Yesterday I returned to the Coin Towner – where the TAP head offices in Tirana are, to return by personal protection equipment; my hardhat my steel toed boots, and my safety vest. Again, I found myself in disbelief at how fast two months had flown by. It seemed like it was only yesterday that I was nervously looking at my google maps app on my phone trying to find the Coin Tower so I could pick up my PPE and figure out the logistics of my assistantship. Here I was two months later walking through a city that was now so familiar, with earphones in my ear, barely even thinking about where I was going – my feet knew the way themselves. In two months, I excavated in Korce, went mountain hiking in Floq, went row boating in Pogradec, saw the amphitheater of Durres, attended a traditional Albanian wedding, conducted research for my thesis, and even got to explore Macedonia for a day. This summer really was a wonderful experience, professionally as an archaeologist, I have learned so much and gained some much-valued experience in the field. Personally, it was so wonderful to emerge myself entirely in my culture again. To speak my language, to see family I hadn’t seen in years. Now more than ever I am convinced that I have chosen the right field for myself and I hope that one day I can make a positive contribution the archeology of my home country.

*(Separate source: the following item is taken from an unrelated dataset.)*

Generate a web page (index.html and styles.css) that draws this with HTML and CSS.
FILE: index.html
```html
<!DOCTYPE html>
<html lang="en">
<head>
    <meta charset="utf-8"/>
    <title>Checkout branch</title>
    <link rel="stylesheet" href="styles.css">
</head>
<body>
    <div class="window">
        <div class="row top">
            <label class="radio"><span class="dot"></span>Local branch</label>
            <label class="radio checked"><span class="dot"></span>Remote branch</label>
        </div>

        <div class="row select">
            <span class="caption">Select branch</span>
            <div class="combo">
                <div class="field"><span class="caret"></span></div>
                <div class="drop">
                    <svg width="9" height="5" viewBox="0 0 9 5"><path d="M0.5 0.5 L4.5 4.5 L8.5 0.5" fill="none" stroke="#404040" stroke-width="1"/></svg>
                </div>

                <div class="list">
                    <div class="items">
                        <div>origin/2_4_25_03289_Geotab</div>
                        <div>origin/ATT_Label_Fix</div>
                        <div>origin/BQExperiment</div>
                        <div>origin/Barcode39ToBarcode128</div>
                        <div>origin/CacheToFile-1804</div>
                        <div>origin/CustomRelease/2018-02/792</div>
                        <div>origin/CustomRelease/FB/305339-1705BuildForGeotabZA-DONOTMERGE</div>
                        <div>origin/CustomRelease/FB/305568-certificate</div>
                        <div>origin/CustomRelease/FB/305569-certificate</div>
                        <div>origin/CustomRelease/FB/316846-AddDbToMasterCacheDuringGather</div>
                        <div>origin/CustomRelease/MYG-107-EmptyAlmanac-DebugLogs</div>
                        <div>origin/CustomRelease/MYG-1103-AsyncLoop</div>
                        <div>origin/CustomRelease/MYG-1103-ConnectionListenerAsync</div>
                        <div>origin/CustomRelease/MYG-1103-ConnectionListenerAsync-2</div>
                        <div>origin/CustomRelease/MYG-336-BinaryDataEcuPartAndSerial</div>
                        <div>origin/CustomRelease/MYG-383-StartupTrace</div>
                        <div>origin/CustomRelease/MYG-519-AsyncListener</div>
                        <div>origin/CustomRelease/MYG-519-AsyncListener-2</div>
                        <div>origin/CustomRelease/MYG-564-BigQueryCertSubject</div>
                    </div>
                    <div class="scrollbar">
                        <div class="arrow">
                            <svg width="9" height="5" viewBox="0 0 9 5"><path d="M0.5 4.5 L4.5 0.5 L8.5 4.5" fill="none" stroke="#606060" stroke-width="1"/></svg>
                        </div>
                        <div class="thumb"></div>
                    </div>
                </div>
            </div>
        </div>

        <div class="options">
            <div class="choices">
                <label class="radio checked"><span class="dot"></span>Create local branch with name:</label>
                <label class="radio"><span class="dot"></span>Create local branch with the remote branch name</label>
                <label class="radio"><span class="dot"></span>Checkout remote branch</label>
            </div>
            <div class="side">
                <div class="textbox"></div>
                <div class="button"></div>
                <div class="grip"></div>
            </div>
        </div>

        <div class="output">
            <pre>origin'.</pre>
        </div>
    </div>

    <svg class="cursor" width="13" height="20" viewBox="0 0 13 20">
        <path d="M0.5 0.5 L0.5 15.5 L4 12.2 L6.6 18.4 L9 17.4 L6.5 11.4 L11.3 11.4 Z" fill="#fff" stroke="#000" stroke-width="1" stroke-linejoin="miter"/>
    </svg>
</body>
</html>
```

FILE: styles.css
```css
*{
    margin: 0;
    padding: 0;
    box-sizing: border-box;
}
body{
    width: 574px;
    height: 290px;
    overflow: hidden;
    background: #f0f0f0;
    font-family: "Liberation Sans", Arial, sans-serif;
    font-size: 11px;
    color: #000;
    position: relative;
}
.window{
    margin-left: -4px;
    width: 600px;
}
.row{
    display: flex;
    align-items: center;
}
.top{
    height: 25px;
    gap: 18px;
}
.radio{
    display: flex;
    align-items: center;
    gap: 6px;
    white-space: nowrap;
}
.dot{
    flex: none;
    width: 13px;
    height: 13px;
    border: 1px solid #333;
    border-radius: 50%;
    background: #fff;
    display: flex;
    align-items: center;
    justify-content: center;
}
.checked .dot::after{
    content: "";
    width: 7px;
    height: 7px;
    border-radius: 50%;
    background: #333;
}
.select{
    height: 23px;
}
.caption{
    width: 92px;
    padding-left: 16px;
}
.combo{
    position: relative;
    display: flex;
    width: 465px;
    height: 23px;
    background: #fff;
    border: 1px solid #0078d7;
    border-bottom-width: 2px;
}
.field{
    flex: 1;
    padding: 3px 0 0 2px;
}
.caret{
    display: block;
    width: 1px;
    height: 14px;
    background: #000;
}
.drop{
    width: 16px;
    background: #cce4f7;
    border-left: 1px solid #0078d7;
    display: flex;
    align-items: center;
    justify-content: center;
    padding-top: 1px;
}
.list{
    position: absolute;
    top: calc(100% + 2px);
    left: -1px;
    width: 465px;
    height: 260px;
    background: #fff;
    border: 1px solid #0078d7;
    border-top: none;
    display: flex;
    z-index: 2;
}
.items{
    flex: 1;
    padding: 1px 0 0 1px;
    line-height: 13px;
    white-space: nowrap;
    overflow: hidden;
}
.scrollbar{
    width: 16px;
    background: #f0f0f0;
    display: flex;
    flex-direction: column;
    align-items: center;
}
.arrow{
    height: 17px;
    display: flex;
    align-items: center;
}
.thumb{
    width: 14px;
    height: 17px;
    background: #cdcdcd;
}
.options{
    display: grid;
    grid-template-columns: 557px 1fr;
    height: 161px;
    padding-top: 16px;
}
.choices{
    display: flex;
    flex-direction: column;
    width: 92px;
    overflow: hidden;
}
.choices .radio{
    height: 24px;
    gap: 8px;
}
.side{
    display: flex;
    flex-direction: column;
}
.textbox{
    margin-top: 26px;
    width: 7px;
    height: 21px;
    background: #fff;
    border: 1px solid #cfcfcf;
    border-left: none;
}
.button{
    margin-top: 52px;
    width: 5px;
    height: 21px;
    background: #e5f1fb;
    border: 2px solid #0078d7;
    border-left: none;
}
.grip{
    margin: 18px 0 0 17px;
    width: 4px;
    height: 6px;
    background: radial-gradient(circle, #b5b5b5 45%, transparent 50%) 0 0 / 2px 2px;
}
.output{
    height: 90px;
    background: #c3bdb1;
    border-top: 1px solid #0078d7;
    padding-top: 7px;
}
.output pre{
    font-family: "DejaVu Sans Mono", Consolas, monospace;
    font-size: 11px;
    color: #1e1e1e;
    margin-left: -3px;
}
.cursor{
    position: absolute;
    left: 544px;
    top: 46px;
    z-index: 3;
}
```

Lunch breaks, waiting for the coffee to arrive.
Hiking in Floq.
Days off in Pogradec.
The amphitheater of Durres.
Traditional Albanian wedding featuring traditional Albanian folk dancing, throwing copious amounts of cash at the bride and groom, burning of the “bachelorhood” and a surprise birthday serenade to yours truly at midnight.
Lake Ohrid, Macedonia.
Last, but not least, a group pic, taken on our last day.